Título: “A escola de Topeka”
Autor: Ben Lerner
Editora: Relógio d´Água
Páginas: 288
Preço: 16,55

A capa de “A Escola de Topeka”, de Ben Lerner (Relógio d’Água)

A escola de Topeka é, após Leaving the Atocha Station (2011) e 10:04 (2014), o terceiro romance de Ben Lerner, que escreveu ainda quatro livros de poesia e um de não-ficção. Numa nova abordagem literária, perde-se a predominância de um olhar meio autobiográfico que questiona a relação do indivíduo com o meio à volta e vai-se a um projeto muito mais ambicioso, que permite um olhar coletivo sobre um mundo em mudanças ao mesmo tempo que uma radiografia emocional e política de um país.

Na narrativa, tudo começa na adolescência em Topeka, Kansas, partindo-se daí para o estado atual nos Estados Unidos. O romance divide-se em oito capítulos e estes centram-se, à vez, nas figuras de Adam e os pais, Jane e Jonathan. A partir daí, Lerner faz o retrato de um país sem poupar nada, e fá-lo sem as ervas daninhas que seriam as explicações a mais, inúteis para a narrativa, só com cunho de panfleto. Tudo o que aparece é funcional, não há instrumentação de um assunto para a narrativa. Assim, e pela ambição de mostrar o macro a partir do micro, Lerner apresenta personagens fortes, credíveis, com os seus paradoxos e com dúvidas – gente, portanto.

PUB • CONTINUE A LER A SEGUIR

Este país que viria a ser presidido por Trump alicerçou-se em padrões desiguais que foram passados de geração em geração, em que se fazia a apologia da violência como prova de masculinidade e em que até a verdade foi transformada em jogo retórico. “A América é uma adolescência sem fim” (p. 120), diz uma das personagens, mostrando os “homens a sério” como “eternos rapazes” que “têm de se distinguir pela violência”.

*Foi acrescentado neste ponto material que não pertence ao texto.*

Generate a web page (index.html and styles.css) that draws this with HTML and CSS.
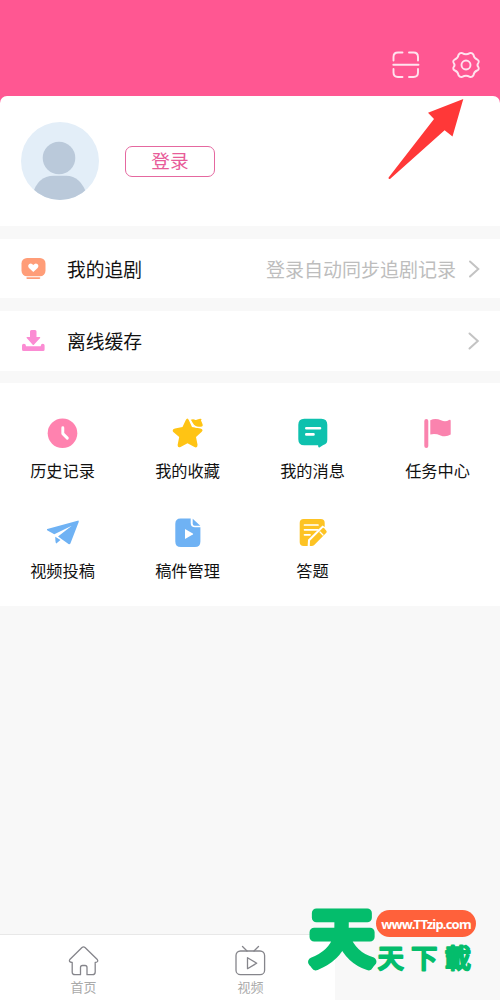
FILE: index.html
```html
<!DOCTYPE html>
<html lang="zh-CN">
<head>
<meta charset="utf-8">
<meta name="viewport" content="width=device-width, initial-scale=1">
<title>我的</title>
<link rel="stylesheet" href="styles.css">
</head>
<body>
<div class="screen">
  <header class="topbar">
    <svg class="top-icon" viewBox="0 0 30 30"><path d="M2.500 10.500V7q0-4.500 4.500-4.500h4.500M18 2.500h4.500Q27 2.500 27 7v3.500M2.500 19v3.500q0 4.500 4.500 4.500h4.500M18 27h4.500q4.500 0 4.500-4.500V19M2.300 14.700h25.200"/></svg>
    <svg class="top-icon" viewBox="0 0 30 30"><path d="M11.200 3.100Q15 5.300 18.800 3.100Q21 2.500 22.400 4.600Q23 8.400 26.200 9.500Q28.600 11 27.300 13Q25.600 15 27.300 17Q28.600 19.200 26.200 20.500Q23 21.600 22.400 25.400Q21 27.500 18.800 26.900Q15 24.700 11.200 26.900Q9 27.500 7.600 25.400Q7 21.600 3.800 20.500Q1.400 19 2.700 17Q4.400 15 2.700 13Q1.400 10.800 3.800 9.500Q7 8.400 7.600 4.600Q9 2.500 11.200 3.100Z"/><circle cx="15" cy="15" r="4.500"/></svg>
  </header>
  <section class="profile">
    <svg class="avatar" viewBox="0 0 78 78"><defs><clipPath id="avatar-clip"><circle cx="39" cy="39" r="39"/></clipPath></defs><g clip-path="url(#avatar-clip)"><path fill="#e3eef8" d="M0 0h78v78H0z"/><circle cx="38" cy="36" r="16.300" fill="#bac9da"/><path fill="#bac9da" d="M11.500 73Q16 54 33 53.700H45Q60 54 66 73V78H12Z"/></g></svg>
    <button class="login">登录</button>
    <svg class="pointer" viewBox="0 0 78 84"><path fill="#ff3838" d="M75.300 1 64.500 38.500 56.600 32.300 2.300 80.800Q0 81.500 .6 79.500L46 21 40 14.700Z"/></svg>
  </section>
  <a class="row">
    <svg class="row-icon" viewBox="0 0 26 26"><rect x="1.500" y="2" width="24" height="18.300" rx="5.500" fill="#ff9d78"/><rect x="6.300" y="21.300" width="14" height="1.600" rx=".8" fill="#ff9d78"/><path fill="#fff" d="M13.300 16 9 12Q7.300 9.700 9.200 8Q11.400 6.600 13.300 9Q15.200 6.600 17.400 8Q19.300 9.700 17.600 12Z"/></svg>
    <span class="row-title">我的追剧</span><span class="hint">登录自动同步追剧记录</span>
    <svg class="chevron" viewBox="0 0 12 18"><path d="M2 1.500 10.300 9 2 16.500"/></svg>
  </a>
  <a class="row row-cache">
    <svg class="row-icon" viewBox="0 0 26 26"><path fill="#fb8cd3" d="M10 3.500Q10 2 11.500 2h3.500Q16.500 2 16.500 3.500v5.500h3.300q.9.300.3 1.100L13.900 16.700q-.6.500-1.200 0L6.700 10.100q-.6-.8.300-1.100H10ZM2 17.500q0-1.700 1.900-1.700 1.900 0 2.200 2.400H20.600q.3-2.400 2.200-2.400 1.800 0 1.800 1.700v4q0 1.500-1.500 1.500H3.500Q2 23 2 21.500Z"/></svg>
    <span class="row-title">离线缓存</span>
    <svg class="chevron" viewBox="0 0 12 18"><path d="M1.500 1.500 9.800 9 1.500 16.500"/></svg>
  </a>
  <section class="grid">
    <a class="item"><svg viewBox="0 0 32 32"><circle cx="15.500" cy="16.200" r="14.800" fill="#ff82af"/><path class="cut" d="M15.800 10.800v5.800l4.500 4.500" stroke-width="2.900"/></svg>历史记录</a>
    <a class="item"><svg viewBox="0 0 32 32"><path fill="#ffc414" d="M13.800 3Q15.300 0 16.800 3L20 10 28.500 11.500Q32 12.500 29.500 15L24 20 25.500 27.500Q25.800 31.800 22 29.800L15.500 26.200 9 29.800Q5.200 31.500 5.700 27.500L7.200 20 1.300 15Q-.5 12.300 3 11.500L10.500 10Z"/><path fill="#ffc414" stroke="#fff" stroke-width="1.300" d="M18 2.500Q21 .6 23.800 2.400L28.500 1Q30.900 1.100 29.700 3.600L31.200 7Q32 10.900 28 10.300Q22.500 10.800 20.400 6.500Z"/></svg>我的收藏</a>
    <a class="item"><svg viewBox="0 0 32 32"><path fill="#0ec1ae" d="M7.300 1.800h17q6 0 6 6v15q0 4.500-4 5.200l-3.900 2.500q-1.300.5-1.300-2.200h-13.800q-6 0-6-6V7.800q0-6 6-6Z"/><path class="cut" d="M9.300 11.200h13.700M9.300 17.400h7.200" stroke-width="2.600"/></svg>我的消息</a>
    <a class="item"><svg viewBox="0 0 32 32"><rect x="2.300" y="2" width="4" height="29" rx="2" fill="#fa83ae"/><path fill="#fa83ae" d="M8.300 3.200Q13.500 .8 19 3.300 23.500 5.200 27 3 28.700 2 28.700 4V17.500Q24 20.500 18.500 18.400 13.500 16.400 8.300 17.500Z"/></svg>任务中心</a>
    <a class="item"><svg viewBox="0 0 32 32"><path fill="#6fb2f4" d="M31.500 3.500 .3 11.900Q-.7 12.400 .5 13.400L7.300 17.200 24.800 8.700 11 19.500 21.500 27Q22.700 27.700 23.400 26.500L31.800 4.800ZM8.300 19.700 13.500 22.900 9.300 26.400Q8.200 26 8.300 19.700Z"/></svg>视频投稿</a>
    <a class="item"><svg viewBox="0 0 32 32"><path fill="#6fb2f4" d="M8.500 1.500H18.700V6q0 4.300 4.300 4.300h5.400v14.200q0 5.500-5.500 5.500h-14Q3.300 30 3.300 24.500V7q0-5.500 5.200-5.500Z"/><path fill="#6fb2f4" d="M20.700 1.800 28.300 8.700H22.700q-2 0-2-2Z"/><path fill="#fff" d="M13 12 20.800 16.400q.8.600 0 1.200L13 22Z"/></svg>稿件管理</a>
    <a class="item"><svg viewBox="0 0 32 32"><rect x="2.700" y="2" width="25" height="27" rx="4" fill="#fdc324"/><path fill="#fff" d="M10.600 30 11 22.800 25.500 8.500 34 14V30Z"/><path class="cut" d="M7.500 8h13.500M7.500 12.800h13.500M7.500 17.800h5.500" stroke-width="1.700"/><path fill="#fdc324" d="M12.800 29 13 23.700 25.700 11Q26.500 10.300 27.300 11.200L29.500 14Q30 15 29.300 15.700L17 28.300Q16 29 14.800 29Z"/><path class="cut" d="m23 15 3 3" stroke-width="1.300"/></svg>答题</a>
  </section>
  <nav class="tabs">
    <a class="tab"><svg viewBox="0 0 32 32"><path d="M14 2.500Q15.500 1.200 17 2.500L29.300 14.500Q30.900 17 27.200 17.500V27Q27.200 29.700 24.500 29.700H19V22.500Q19 20.500 17 20.500H14.500Q12.500 20.500 12.500 22.500V29.700H7Q4.200 29.700 4.200 27V17.500Q.3 17 1.800 14.500Z"/></svg>首页</a>
    <a class="tab"><svg viewBox="0 0 32 32"><rect x="1" y="6" width="28.600" height="23.700" rx="4.500"/><path d="m7.500 1.500 4.500 4.500M23.500 1.500 19 6M12.500 12.700v11l9.200-5.500Z"/></svg>视频</a>
  </nav>
  <div class="watermark">
    <svg class="mark-big" viewBox="0 0 70 76"><text x="3" y="57" font-size="62" textLength="64" lengthAdjust="spacingAndGlyphs">天</text></svg>
    <span class="mark-url">www.TTzip.com</span>
    <svg class="mark-name" viewBox="0 0 101 28"><text x="1.500" y="24" font-size="26.500" letter-spacing="7">天下載</text></svg>
  </div>
</div>
</body>
</html>
```
FILE: styles.css
```css
* { box-sizing: border-box; }
body { margin: 0; font-family: "Noto Sans CJK SC", sans-serif; color: #111; }
svg { display: block; flex: none; }
.screen { position: relative; display: flex; flex-direction: column; width: 500px; height: 1000px; overflow: hidden; background: #f8f8f8; }
.topbar { display: flex; justify-content: flex-end; gap: 30px; height: 106px; padding: 50px 19px 0 0; background: #ff5792; }
.top-icon { width: 30px; height: 30px; fill: none; stroke: #ffe3ee; stroke-width: 1.9; stroke-linecap: round; stroke-linejoin: round; }
.profile { position: relative; display: flex; align-items: center; gap: 26px; height: 130px; margin-top: -10px; padding: 0 21px; background: #fff; border-radius: 7px 7px 0 0; }
.avatar { width: 78px; height: 78px; }
.login { width: 90px; height: 31px; padding: 0 0 3px; border: 1px solid #e568a0; border-radius: 7px; background: #fff; color: #e85c99; font: 18.700px/26px "Noto Sans CJK SC", sans-serif; }
.pointer { position: absolute; top: 2px; left: 388px; width: 78px; height: 84px; }
.row { display: flex; align-items: center; height: 59px; margin-top: 13px; padding: 0 20px; background: #fff; font-size: 18.800px; }
.row-cache { height: 60px; }
.row-cache .row-title { padding-bottom: 2px; }
.row-icon { width: 26px; height: 26px; margin-right: 21px; }
.row-title { flex: 1; }
.hint { color: #bdbdbd; font-size: 19px; margin-right: 12px; }
.chevron { width: 12px; height: 18px; fill: none; stroke: #c3c3c3; stroke-width: 2; stroke-linecap: round; }
.grid { display: grid; grid-template-columns: repeat(4, 125px); grid-auto-rows: 100px; height: 223px; margin-top: 12px; padding-top: 34px; background: #fff; }
.item { display: flex; flex-direction: column; align-items: center; gap: 9px; font-size: 16.200px; line-height: 24px; }
.item svg { width: 32px; height: 32px; }
.cut { fill: none; stroke: #fff; stroke-linecap: round; stroke-linejoin: round; }
.tabs { display: grid; grid-template-columns: repeat(2, 167px); width: 335px; height: 66px; margin-top: auto; border-top: 1px solid #e8e8e8; background: #fff; }
.tab { display: flex; flex-direction: column; align-items: center; padding-top: 10px; color: #aaa; font-size: 13px; line-height: 18px; gap: 1px; }
.tab svg { width: 32px; height: 32px; fill: none; stroke: #85858b; stroke-width: 1.3; stroke-linejoin: round; stroke-linecap: round; }
.watermark { position: absolute; left: 307px; top: 904px; display: grid; grid-template-columns: 69px 101px; grid-template-rows: 40px 30px; }
.mark-big, .mark-name { fill: #04bd6c; stroke: #04bd6c; stroke-linejoin: round; overflow: visible; }
.mark-big { grid-row: 1 / 3; width: 70px; height: 76px; font-weight: 400; stroke-width: 9px; }
.mark-name { width: 101px; height: 28px; font-weight: 500; stroke-width: 1.8px; }
.mark-url { align-self: start; width: 100px; margin-top: 6px; height: 27px; border-radius: 14px; background: #ff613b; color: #fff; font: bold 13px/29px "Noto Sans", sans-serif; text-align: center; letter-spacing: -.8px; }
```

Darren Eberheart e Adam Gordon são dois adolescentes que estudam na escola secundária de Topeka, e já ali o ambiente está maculado pela masculinidade tóxica. O autor parte daí para mostrar as implicações da violência gratuita e a forma como não só essa apologia retrata um passado mas também como ergue e justifica um futuro. Narrado sob diferentes pontos de vista, numa ordem que vai para além da cronologia, deparamo-nos com o cliché do adultério masculino como baluarte da masculinidade (“estava a transformar-me num homem, enquanto o homem da casa, como era típico dos homens, traía a minha mãe, que estava doente, doente por nossa causa” (p. 170)), e com as tentativas de Jane de educar um filho numa época em que se questiona a masculinidade como valor. Ao mesmo tempo, a pressão da masculinidade também vai criando problemas a quem tem de seguir os seus valores violentos:

“As pressões de fingir ser um homem a sério, de não se desviar desse estereótipo – a halterofilia constante, o combate verbal –, a acabavam por o transformar outra vez numa criança que chamava a mãe da cama.” (p 35)

Num pára-arranca entre tentativas de disrupção e repetição de padrões, começámos com os campeonatos de debates nacionais nas escolas como pontapé de partida para o advento da pós-verdade, damos uma volta pela perda de identidade do homem branco, cujo privilégio é finalmente assumido e questionado, terminámos na animalidade da Nova Direita, ainda girando antes pelas micro-violências de sexo e de cor. O abismo entre discurso e verdade aparece em claro:

“A falta de tempo não serve de desculpa. Mesmo antes de terem notícias vinte e quatro horas por dia, tempestades no Twitter, robôs de investimento, folhas de cálculo e ataques de negação de serviço, os americanos já enfrentavam o spread todos os dias – ao mesmo tempo que os políticos falavam devagar, devagarinho, sobre valores totalmente desligados das medidas políticas que depois implementavam.” (p. 29)

A escola de Topeka é um romance que acaba com as discussões sobre quem tem o direito à palavra na literatura. Parece desfasado dizê-lo, mas isto começou nos Estados Unidos, passou pelo Brasil e atingiu Portugal em cheio: quem é quem na literatura, quem pode ser o quê na literatura. Lerner mostrou um país através de várias lentes, não se coibiu de pôr o ónus no privilégio de que também pode beneficiar, e assim escreveu um país sem pôr ninguém em relação de alteridade. O seu lugar de fala é, assim, o de quem sabe o que diz e tem vontade de dizer.

Ao mesmo tempo, e não será escusado dizê-lo, não deixa de ser refrescante ver um escritor a exigir mais da literatura, ao invés de se pôr na sombra fácil da literatura masculina: representar as mulheres como o outro, fazer dos homens o olhar neutro, naturalizar construções sociais sem ver além. Este romance será, assim, o degrau de cima da construção literária coetânea.